One of the greatest perks of working with Book Traces @ UVA is that you come across these very fascinating and interesting interventions in various books, some of which are very puzzling like when you find some doodles drawn across the book on various pages, some of which may be related to the text and some may not. Some of the books have poems written in them, which may or may not be original. But the most exciting for me are those which have remarkable interventions spanning across various decades, yet have so much in common with the text that they could be easily mistaken to be written by the author himself or herself.
One such intervention which caught my eye appears in the UVA Library’s copy of The Treasure of the Humble written by Maurice Maeterlinck and translated by Alfred Sutro, published in 1900. It is a poem titled Silence written by Edgar Lee Masters and copied by hand onto the free endpaper by an anonymous owner of the book. Now, the owner might have possessed the book in 1946 or later, since Silence was written in 1946. Book Traces @ UVA usually deals with interventions made before 1923, but this book has one more intervention which piqued my interest to write about this book. It has a very peculiar bookplate with the name of Marie Conrad Lehr on it. Mrs. Lehr lived from 1884-1921 (according to various online sources), a period which falls under the Book Traces @ UVA research era. This book is a classic example of what is called a “mixed scene” here at the Book Traces project, i.e. a book with interventions ranging over various times periods by different people.

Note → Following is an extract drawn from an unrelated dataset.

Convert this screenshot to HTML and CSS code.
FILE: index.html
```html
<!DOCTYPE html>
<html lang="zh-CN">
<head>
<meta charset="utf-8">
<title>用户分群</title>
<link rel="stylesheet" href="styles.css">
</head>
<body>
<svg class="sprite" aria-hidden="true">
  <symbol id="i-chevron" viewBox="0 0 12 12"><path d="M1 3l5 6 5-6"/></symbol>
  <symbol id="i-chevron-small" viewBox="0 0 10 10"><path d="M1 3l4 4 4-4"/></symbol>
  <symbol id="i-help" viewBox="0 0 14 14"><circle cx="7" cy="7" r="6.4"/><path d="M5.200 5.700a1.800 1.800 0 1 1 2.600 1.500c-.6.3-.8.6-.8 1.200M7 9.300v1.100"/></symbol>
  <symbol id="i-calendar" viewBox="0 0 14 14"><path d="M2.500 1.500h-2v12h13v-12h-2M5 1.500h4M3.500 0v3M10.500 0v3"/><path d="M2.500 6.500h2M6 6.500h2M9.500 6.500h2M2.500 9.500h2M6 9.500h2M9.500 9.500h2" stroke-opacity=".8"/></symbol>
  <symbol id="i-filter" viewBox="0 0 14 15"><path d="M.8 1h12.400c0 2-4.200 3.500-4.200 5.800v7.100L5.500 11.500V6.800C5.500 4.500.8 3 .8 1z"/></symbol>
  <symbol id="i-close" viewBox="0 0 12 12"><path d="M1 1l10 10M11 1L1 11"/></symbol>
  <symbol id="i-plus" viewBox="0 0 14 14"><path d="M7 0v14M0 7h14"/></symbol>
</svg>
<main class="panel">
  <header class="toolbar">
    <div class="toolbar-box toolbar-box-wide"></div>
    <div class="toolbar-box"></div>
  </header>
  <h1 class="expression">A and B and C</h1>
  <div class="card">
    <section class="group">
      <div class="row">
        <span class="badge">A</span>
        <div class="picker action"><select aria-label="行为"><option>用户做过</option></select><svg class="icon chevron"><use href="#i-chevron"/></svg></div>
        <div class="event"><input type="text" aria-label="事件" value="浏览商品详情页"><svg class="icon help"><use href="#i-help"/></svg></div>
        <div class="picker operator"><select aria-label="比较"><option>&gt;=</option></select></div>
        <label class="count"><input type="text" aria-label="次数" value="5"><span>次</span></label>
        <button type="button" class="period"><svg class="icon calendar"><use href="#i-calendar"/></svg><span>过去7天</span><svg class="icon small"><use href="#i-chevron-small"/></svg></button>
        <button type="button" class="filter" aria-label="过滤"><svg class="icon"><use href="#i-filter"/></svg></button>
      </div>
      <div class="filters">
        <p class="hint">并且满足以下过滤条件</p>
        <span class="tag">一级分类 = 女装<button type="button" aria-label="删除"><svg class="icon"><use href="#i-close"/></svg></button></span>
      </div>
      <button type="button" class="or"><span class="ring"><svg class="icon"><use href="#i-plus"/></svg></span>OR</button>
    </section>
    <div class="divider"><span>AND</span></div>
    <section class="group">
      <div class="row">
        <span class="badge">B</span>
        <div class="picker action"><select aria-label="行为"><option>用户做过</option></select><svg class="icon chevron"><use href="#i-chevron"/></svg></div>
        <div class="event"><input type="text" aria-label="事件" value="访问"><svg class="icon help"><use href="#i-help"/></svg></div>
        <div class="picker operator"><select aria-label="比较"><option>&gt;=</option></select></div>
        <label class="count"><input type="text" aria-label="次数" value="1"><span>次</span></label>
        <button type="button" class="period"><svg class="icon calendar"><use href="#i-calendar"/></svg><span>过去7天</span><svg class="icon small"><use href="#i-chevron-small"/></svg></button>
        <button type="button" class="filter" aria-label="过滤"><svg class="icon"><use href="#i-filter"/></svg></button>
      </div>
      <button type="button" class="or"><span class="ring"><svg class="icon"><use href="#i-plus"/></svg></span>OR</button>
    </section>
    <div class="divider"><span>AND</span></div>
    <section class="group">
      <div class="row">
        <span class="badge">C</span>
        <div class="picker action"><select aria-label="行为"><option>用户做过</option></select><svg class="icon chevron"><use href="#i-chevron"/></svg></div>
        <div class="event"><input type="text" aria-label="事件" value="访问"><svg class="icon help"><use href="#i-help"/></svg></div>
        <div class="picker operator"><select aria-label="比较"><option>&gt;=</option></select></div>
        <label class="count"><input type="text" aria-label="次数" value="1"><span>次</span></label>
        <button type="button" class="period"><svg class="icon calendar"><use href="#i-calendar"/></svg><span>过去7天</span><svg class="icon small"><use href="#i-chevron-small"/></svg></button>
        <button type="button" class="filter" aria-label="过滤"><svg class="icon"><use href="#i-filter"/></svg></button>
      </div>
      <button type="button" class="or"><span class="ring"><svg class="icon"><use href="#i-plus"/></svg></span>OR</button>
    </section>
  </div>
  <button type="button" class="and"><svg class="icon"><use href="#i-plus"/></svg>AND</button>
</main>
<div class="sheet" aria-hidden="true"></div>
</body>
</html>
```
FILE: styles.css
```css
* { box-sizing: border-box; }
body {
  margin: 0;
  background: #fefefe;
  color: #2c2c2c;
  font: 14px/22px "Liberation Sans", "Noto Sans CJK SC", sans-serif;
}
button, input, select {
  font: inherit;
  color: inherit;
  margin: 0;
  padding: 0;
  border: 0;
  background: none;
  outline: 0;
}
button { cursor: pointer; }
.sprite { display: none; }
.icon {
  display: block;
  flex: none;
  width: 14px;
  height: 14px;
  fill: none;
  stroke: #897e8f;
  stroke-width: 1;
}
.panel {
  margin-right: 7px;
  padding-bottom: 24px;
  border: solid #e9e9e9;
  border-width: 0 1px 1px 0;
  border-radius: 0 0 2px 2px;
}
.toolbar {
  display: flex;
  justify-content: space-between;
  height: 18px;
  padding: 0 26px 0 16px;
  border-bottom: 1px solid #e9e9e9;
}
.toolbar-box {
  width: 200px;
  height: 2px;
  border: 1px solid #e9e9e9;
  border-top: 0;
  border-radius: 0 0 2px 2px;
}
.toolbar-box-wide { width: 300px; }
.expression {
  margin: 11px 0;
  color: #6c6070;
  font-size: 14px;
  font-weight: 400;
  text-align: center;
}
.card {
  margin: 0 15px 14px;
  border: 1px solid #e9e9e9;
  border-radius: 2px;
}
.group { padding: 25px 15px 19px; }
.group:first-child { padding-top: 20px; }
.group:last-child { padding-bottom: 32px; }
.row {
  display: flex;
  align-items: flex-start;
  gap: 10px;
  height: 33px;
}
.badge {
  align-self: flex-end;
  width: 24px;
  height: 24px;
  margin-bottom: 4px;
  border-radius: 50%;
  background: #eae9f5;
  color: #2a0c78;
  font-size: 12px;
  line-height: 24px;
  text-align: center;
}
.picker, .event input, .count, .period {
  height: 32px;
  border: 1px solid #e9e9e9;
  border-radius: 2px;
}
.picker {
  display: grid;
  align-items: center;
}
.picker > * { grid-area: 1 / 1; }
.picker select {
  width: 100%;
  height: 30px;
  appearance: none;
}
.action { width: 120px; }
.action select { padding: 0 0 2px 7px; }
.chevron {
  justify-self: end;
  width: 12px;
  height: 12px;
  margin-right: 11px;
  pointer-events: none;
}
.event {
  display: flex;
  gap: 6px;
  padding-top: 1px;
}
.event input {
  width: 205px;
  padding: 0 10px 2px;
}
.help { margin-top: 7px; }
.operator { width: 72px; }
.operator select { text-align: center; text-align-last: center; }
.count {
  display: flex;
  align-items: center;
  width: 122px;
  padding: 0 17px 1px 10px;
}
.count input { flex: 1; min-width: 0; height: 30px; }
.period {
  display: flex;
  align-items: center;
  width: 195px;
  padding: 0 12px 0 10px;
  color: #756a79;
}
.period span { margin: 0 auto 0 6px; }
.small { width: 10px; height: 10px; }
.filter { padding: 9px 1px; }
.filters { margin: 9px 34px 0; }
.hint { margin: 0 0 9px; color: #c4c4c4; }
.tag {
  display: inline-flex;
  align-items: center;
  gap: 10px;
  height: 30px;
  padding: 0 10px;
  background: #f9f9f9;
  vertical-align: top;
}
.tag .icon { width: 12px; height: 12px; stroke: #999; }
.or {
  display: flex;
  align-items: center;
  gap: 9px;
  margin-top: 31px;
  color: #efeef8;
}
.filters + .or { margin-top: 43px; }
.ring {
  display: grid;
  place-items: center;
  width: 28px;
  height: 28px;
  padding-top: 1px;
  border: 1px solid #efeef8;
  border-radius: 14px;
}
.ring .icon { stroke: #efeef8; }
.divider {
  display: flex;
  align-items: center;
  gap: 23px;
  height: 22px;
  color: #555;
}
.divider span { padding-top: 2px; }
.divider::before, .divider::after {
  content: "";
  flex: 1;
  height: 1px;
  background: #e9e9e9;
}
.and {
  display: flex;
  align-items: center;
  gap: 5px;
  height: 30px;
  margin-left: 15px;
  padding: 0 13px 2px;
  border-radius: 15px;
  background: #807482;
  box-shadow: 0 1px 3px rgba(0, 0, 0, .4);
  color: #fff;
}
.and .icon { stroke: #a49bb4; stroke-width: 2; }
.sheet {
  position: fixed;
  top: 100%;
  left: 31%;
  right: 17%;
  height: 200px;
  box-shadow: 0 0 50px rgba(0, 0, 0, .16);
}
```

As the interventions found in this book are very atypical I thought that the content of this blogpost should also be different from the previous blogposts where I tried to reason or dig as to why those interventions ended up in those books or why did the people involved make those interventions in those books. Therefore, for this blogpost I decided to find a link between the various people involved with these interventions based on the thoughts reflected from the text of the book and the interventions.

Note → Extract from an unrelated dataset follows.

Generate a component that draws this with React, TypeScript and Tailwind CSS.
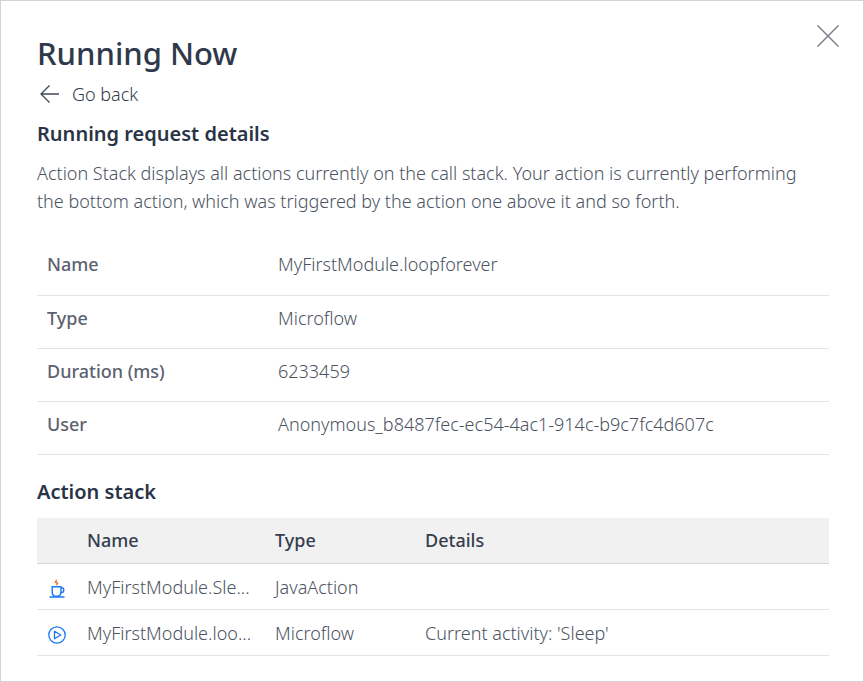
import React from 'react';

const details = [
  ['Name', 'MyFirstModule.loopforever'],
  ['Type', 'Microflow'],
  ['Duration (ms)', '6233459'],
  ['User', 'Anonymous_b8487fec-ec54-4ac1-914c-b9c7fc4d607c'],
];

function CupIcon() {
  return (
    <svg aria-hidden="true" width="18" height="20" viewBox="0 0 18 20" fill="none" stroke="#1b78f2" strokeWidth="1.4">
      <path d="M4.200 7.700H13v4.800q0 4-2.800 4.800H7q-2.800-.8-2.800-4.800z" />
      <path d="M13 9h1.500q1.200 0 1.200 1.200v1.300q0 2-2 2H12.800M1.500 18H16.500" />
      <path d="M8.800 1L7.300 3.200l2.200.9-.8 2.100" stroke="#ec7220" />
    </svg>
  );
}

function PlayIcon() {
  return (
    <svg aria-hidden="true" width="18" height="18" viewBox="0 0 18 18" fill="none" stroke="#1b78f2" strokeWidth="1.3">
      <circle cx="9" cy="9" r="8.200" />
      <path d="M6.500 5.200L12.800 9L6.500 12.800z" strokeLinejoin="round" />
    </svg>
  );
}

const stack = [
  { icon: <CupIcon />, name: 'MyFirstModule.Sle...', type: 'JavaAction', details: '' },
  { icon: <PlayIcon />, name: 'MyFirstModule.loo...', type: 'Microflow', details: "Current activity: 'Sleep'" },
];

export default function App() {
  return (
    <main className="min-h-screen border border-[#d3d3d3] bg-white pt-6 pr-[34px] pb-6 pl-9 font-['Noto_Sans',sans-serif] text-[18px] leading-7 font-light text-[#4c5362]">
      <header className="flex items-start justify-between">
        <h1 className="pt-2.5 text-[31px] leading-9 font-medium text-[#2f394b]">Running Now</h1>
        <button type="button" aria-label="Close" className="-mr-[22px] px-3 pb-3">
          <svg width="22" height="22" viewBox="0 0 22 22" stroke="#7d828c" strokeWidth="1.5">
            <path d="M0.500 0.500l21 21M21.500 0.500l-21 21" />
          </svg>
        </button>
      </header>
      <button type="button" className="mt-[9px] flex items-center gap-3 pl-[3px] text-[#343c4d]">
        <svg aria-hidden="true" width="20" height="18" viewBox="0 0 20 18" fill="none" stroke="#3f4757" strokeWidth="1.3">
          <path d="M19 9H1M9.500 0.500L1 9l8.500 8.500" />
        </svg>
        Go back
      </button>
      <h2 className="mt-3.5 text-[20px] leading-6 font-semibold text-[#2b3446]">Running request details</h2>
      <p className="mt-[13px] pr-4">
        Action Stack displays all actions currently on the call stack. Your action is currently performing the bottom action, which was triggered by the action one above it and so forth.
      </p>
      <table className="mt-[27px] w-full table-fixed text-left">
        <tbody>
          {details.map(([k, v]) => (
            <tr key={k} className="h-[53px] border-b border-[#e4e4e4]">
              <th scope="row" className="w-[231px] pb-2 pl-[10px] font-medium text-[#5c6270]">{k}</th>
              <td className="pb-2 pl-[10px]">{v}</td>
            </tr>
          ))}
        </tbody>
      </table>
      <h2 className="mt-[25px] text-[20px] leading-6 font-semibold text-[#2b3446]">Action stack</h2>
      <table className="mt-3.5 w-full table-fixed text-left">
        <thead>
          <tr className="h-[46px] border-b border-[#d5d5d5] bg-[#f1f1f1] text-[#353e4f]">
            <td className="w-10" />
            <th scope="col" className="w-[188px] pl-[10px] font-medium">Name</th>
            <th scope="col" className="w-[150px] pl-[10px] font-medium">Type</th>
            <th scope="col" className="pl-[10px] font-medium">Details</th>
          </tr>
        </thead>
        <tbody>
          {stack.map((r) => (
            <tr key={r.name} className="h-[46px] border-b border-[#e4e4e4]">
              <td className="pt-1 pl-[11px]">{r.icon}</td>
              <td className="pl-[10px] whitespace-nowrap">{r.name}</td>
              <td className="pl-[10px]">{r.type}</td>
              <td className="pl-[10px]">{r.details}</td>
            </tr>
          ))}
        </tbody>
      </table>
    </main>
  );
}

As I read the introduction written by A. B. Walkey for this book The Treasure of the Humble, I get the sense of the book being written in a very spiritual manner of which you become sure when you read a line about the author from the introduction: “This volume presents him in a new character of a philosopher and an aesthetician.” Mr. Walkey calls Mr. Maeterlinck a Neo-Platonist in the introduction. The same can be seen from the first chapter Silence in this book. The author is found advocating silence over words and emphasizing the importance and strength of silence during and after the life of a human being: “let silence have had its instant of activity, and it will never efface itself; and indeed the true life, the only life that leaves a trace behind , is made up of silence alone.” Since the author strongly believes that a life is made up of silences more than anything else and you can find these silences in every part of life, I was astonished to see the poem of Edgar Lee Masters on the front page which propagates an idea similar to the idea put forth in the first chapter of the book.

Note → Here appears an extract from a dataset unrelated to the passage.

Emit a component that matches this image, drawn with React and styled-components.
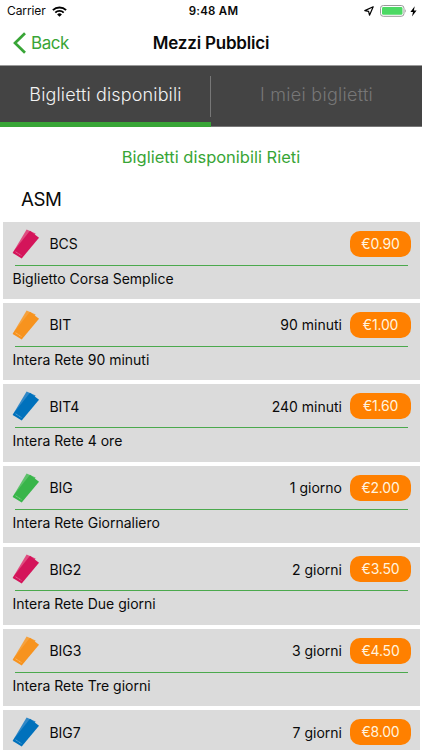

The person who inscribed this poem in the book only wrote the first and the last stanzas of the poem, perhaps because those are the only two stanzas that relate so closely with the text in the book. In the first stanza the poet writes, “And I ask: for the depths, of what use is language?” To give more of a context: the poet starts off by saying that he has seen the silence of the stars, the seas, the city when it pauses, the woods before spring and so on and after seeing all these silences he wonders what is the use of language, of words more so when we are voiceless in the face of realities. When you read the poem after the text or vice-versa it doesn’t feel that they have been by different people from written in two different eras.
Opposite the poem on the free endpaper of The Treasure of the Humble was the bookplate that belonged to Marie Conrad Lehr, which was stuck behind the front cover, and on it were these words taken from a poem “Ode to the West Wind” written by Percy Bysshe Shelley:
“Drive my dead thoughts over the universe
Like withered leaves to quicken a new birth”
Marie Conrad Lehr was a direct descendent of Martha Washington on her paternal side. According to many online sources, Mrs. Lehr and her husband did a lot of social work and donated to many social causes and also after her death she gave away many of her personal belongings and her art collection to museums and Mount Vernon’s Ladies Association. It seems apt for a person who gave back to the society so often during her life and also after it to have chosen such words for her bookplate. Percy Bysshe Shelley asks the wind to carry his thoughts through time like it does with the dead leaves, which is symbolic of the fact that only our thoughts that survive even after our body perishes, which is so much in keeping with the tone of this book The Treasure of the Humble.
The fact that Marie Conrad Lehr and the anonymous owner of the book who wrote the poem Silence on the flyleaf both chose somebody else’s words to inscribe in the book shows how strongly these words resonated with them. When they came across this book that conveyed the same message that Silence and Ode to the West Wind conveyed they felt the urge to have these two literary works in the book. The most amazing part that reinforces what the text and both the poems are trying to tell, i.e. about the power of silence and that it is the thought which prevails even after the soul leaves the body, is that these interventions were made by two different people in two different decades in the same book. Thus, the thought that links the author of the book, the earlier owner of the book, and the later owner who wrote down the poem in the book is the belief that a noble thought is what prevails even after death and the silence that follows it.
Works cited:
Maeterlinck, Maurice . The Treasure of the Humble.
“Montmorenci–Marie Conrad Lehr.” worthy2be.wordpress.com/2012/06/17/montmorencimarie-conrad-lehr/.
Masters, Edgar Lee. “Silence.” www.bartleby.com/104/43.html.
“Percy Shelley: Poems.” www.gradesaver.com/percy-shelley-poems/study-guide/summary-ode-to-the-west-wind.